L’espansione coloniale israeliana nella Valle del Giordano prosegue. Tel Aviv non ha mai nascosto l’enorme interesse su quel 30% di Cisgiordania, la zona più fertile dell’intera Palestina storica e unica via di comunicazione con il mondo esterno per il governo dell’Anp. Da anni il governo Netanyahu pone come precondizione intoccabile all’eventuale negoziato il mantenimento del controllo militare e di sicurezza sulla Valle del Giordano, annullando di fatto ogni possibilità di uno Stato palestinese sovrano.
Secondo fonti locali, ora le autorità israeliane stanno lavorando al trasferimento forzato di 200 palestinesi (di cui 45 donne e 60 bambini) dai propri villaggi e dalle proprie terre nelle comunità di Ein al-Hilweh e Umm al Jamal, nella parte settentrionale della Valle del Giordano. Mahdi Daraghmeh, membro del consiglio municipale della Valle del Giordano, ha denunciato ieri la consegna di ordini di demolizione e di evacuazione a 30 famiglie palestinesi da 60 abitazioni e strutture agricole.

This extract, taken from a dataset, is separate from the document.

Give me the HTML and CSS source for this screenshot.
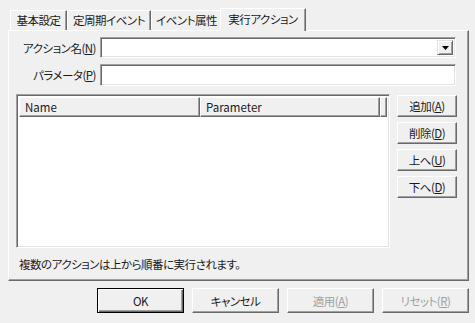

Datati primo novembre, ma consegnati ieri, gli ordini danno solo 8 giorni di tempo. Dunque, sono “scaduti” nello stesso giorno della notifica. Le famiglie aspettano l’arrivo dei bulldozer israeliani in qualsiasi momento. Secondo Daraghmeh, la motivazione reale è l’espansione delle colonie agricole.
Una paura che si lega a quanto annunciato dal ministro israeliano dell’Abitazione, Yoav Galant, che mercoledì ha reso noto un piano “per rafforzare le comunità ebraiche nella Valle del Giordano”, un progetto che – attraverso fondi statali a cooperative e insediamenti agricoli a chi deciderà di trasferirsi e l’eliminazione dei limiti alla costruzione – raddoppierà il numero di coloni israeliani nell’area. Da 6mila a 12mila: le colonie presenti nella Valle del Giordano, 37, sono esclusivamente colonie agricole e i residenti non sono numerosi come nel resto degli insediamenti della Cisgiordania.
Numeri ridotti ma effetti devastanti per la popolazione palestinese: dal 1967 la Valle del Giordano è per oltre il 90% sotto il controllo israeliano, tra Area C, zone militari chiuse e aree di addestramento. Area A, sotto il controllo palestinese, sono solo la città di Gerico e piccolissime porzioni di alcuni villaggi. È a Gerico che buona parte della popolazione è stata costretta a trasferirsi in questi 50 anni, spinti da demolizioni di case, espansione coloniale e perdita dei mezzi di sussistenza: dei 320mila abitanti pre-1967 ne restano 56mila, meno del 20% delle riserve d’acqua sono utilizzabili da palestinesi e il tasso di povertà è pari al 33,5%, il più alto della Cisgiordania.
Senza acqua e con sempre meno terra a disposizione, le comunità palestinesi hanno difficoltà estreme nel coltivare la terra e sono per lo più costretti a lavorare per pochi shekel al giorno nelle colonie israeliane, che da parte loro producono a basso costo e si rendono molto più competitivi sul mercato interno, prigioniero, palestinese.
L’obiettivo di un simile piano è chiarissimo. Israele va avanti nell’espansione territoriale in una zona strategica per rendere più difficile in futuro un’eventuale evacuazione dei coloni. Tel Aviv sa che il tempo è prezioso e che ogni metro guadagnato sarà un punto in più al tavolo del negoziato. E la Valle del Giordano è centrale nei piani del governo.